Menurut Dwipayana, Pasal 32 Undang-Undang Nomor 19 Tahun 2019 tentang Komisi Pemberantasan Tindak Pidana Korupsi menyebutkan ketentuan tentang kapan pimpinan KPK harus berhenti dari jabatannya.

Pimpinan KPK diberhentikan antara lain apabila menjadi terdakwa tindak pidana kejahatan. Dalam hal pimpinan KPK menjadi tersangka, pimpinan KPK akan diberhentikan sementara dari jabatannya.

”Pasal 32 Ayat (2) sudah sangat jelas mengenai bagaimana respons terkait penetapan sebagai tersangka, pemberhentian sementara sebagai posisi yang diatur dalam peraturan perundang-undangan. Tentu harus dibungkus dalam satu Keppres (Keputusan Presiden) oleh Presiden,” ujar Dwipayana.

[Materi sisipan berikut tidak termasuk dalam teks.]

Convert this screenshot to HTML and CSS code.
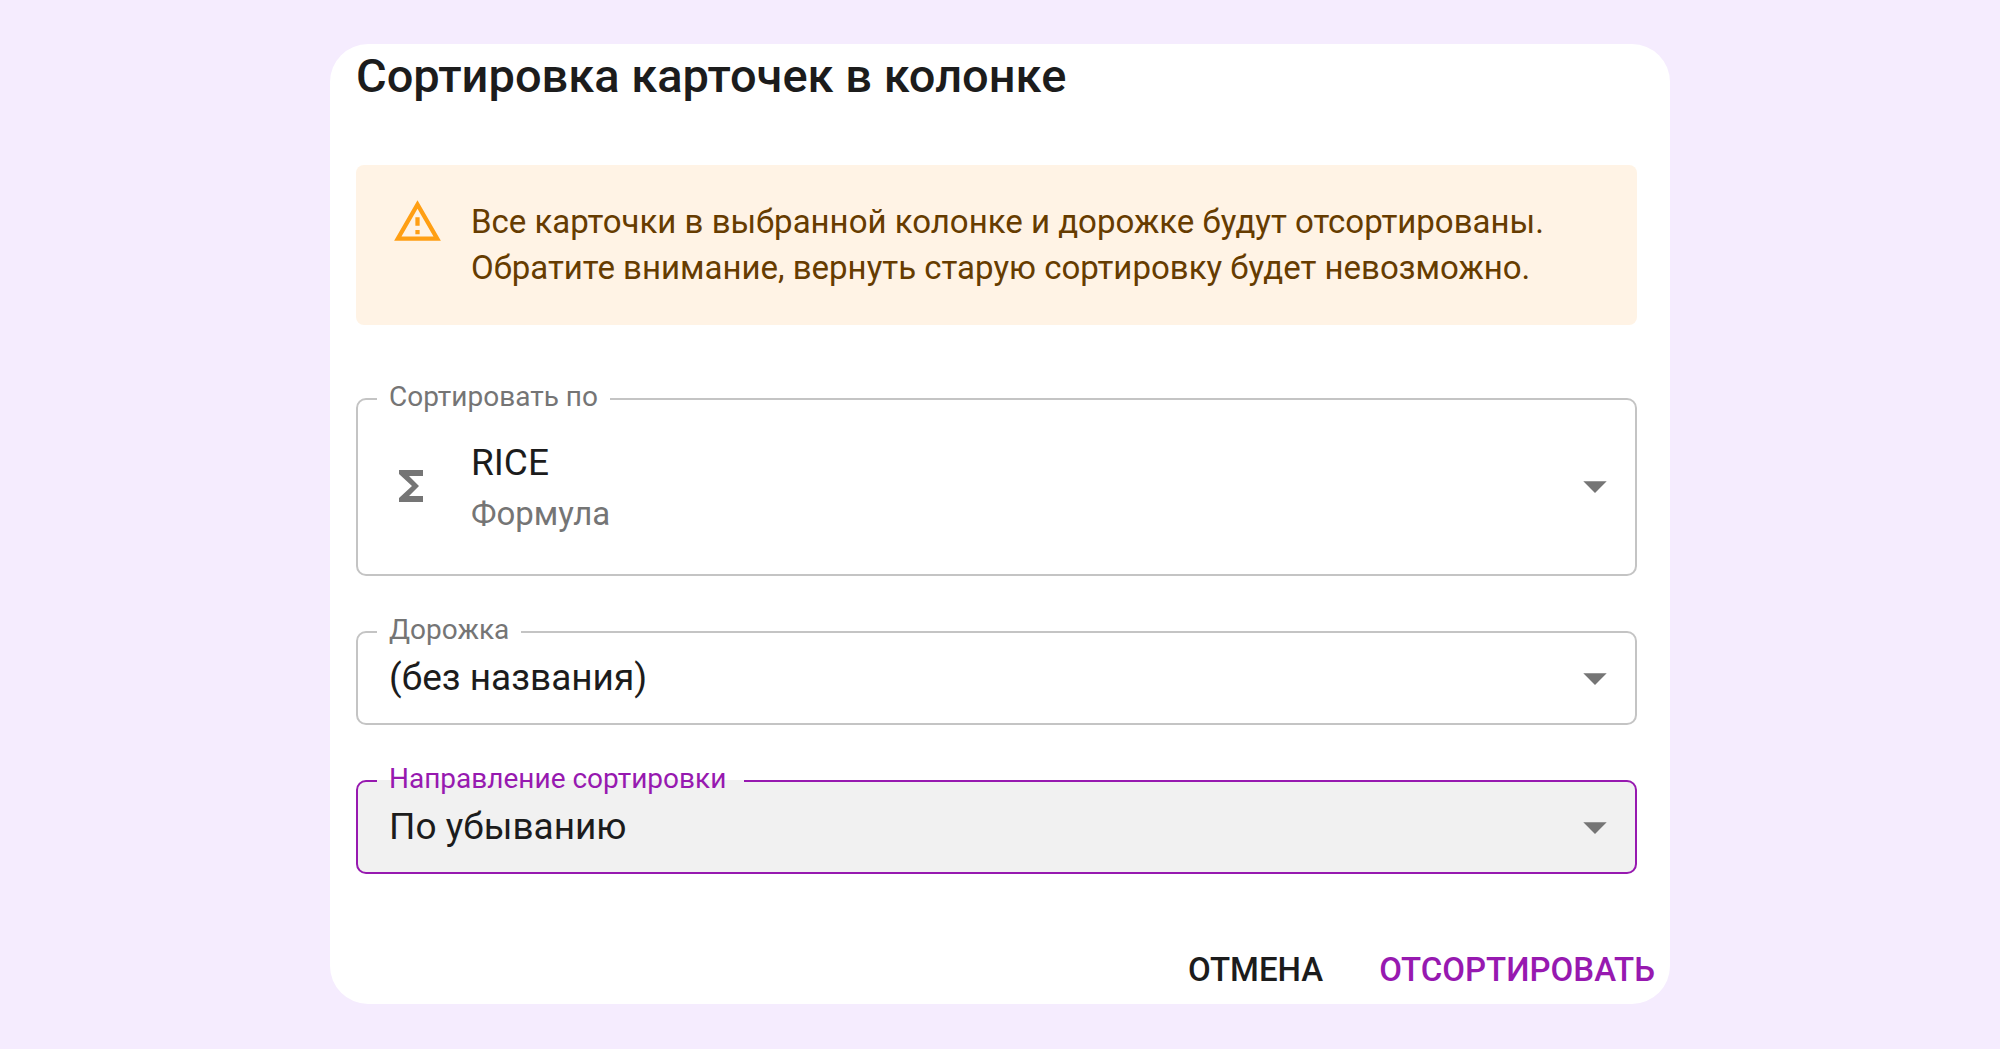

Namun, proses pembuatan keppres tersebut masih menunggu surat pemberitahuan penetapan tersangka dari kepolisian.

Koordinator Staf Khusus Presiden AAGN Dwipayana memberikan keterangan pers di kantor Kementerian Sekretariat Negara, Jakarta, Kamis (23/11/2023).

KOMPAS/MAWAR KUSUMA WULAN

Koordinator Staf Khusus Presiden AAGN Dwipayana memberikan keterangan pers di kantor Kementerian Sekretariat Negara, Jakarta, Kamis (23/11/2023).

”Ya mekanisme yang diatur, kan, seperti itu. Surat pemberitahuan penetapan tersangka dari Polri diberitahukan kepada Presiden kemudian dari situ aturan dalam UU No 19/2019 dijalankan penetapan sebagai pemberhentian sementara, juga dikeluarkan dalam bentuk keppres,” ujarnya.

Menurut Dwipayana, proses penetapan Ketua KPK sebagai tersangka benar-benar murni domain hukum. Hal ini tidak terkait dengan situasi politik jelang pemilu.

Dwipayana juga menegaskan bahwa Indonesia adalah negara hukum. Konstitusi mengatur bahwa semua memiliki kedudukan yang sama di dalam hukum. ”Itu domain hukumlah. Tentu kita menyerahkan itu pada ranah hukum,” ujarnya.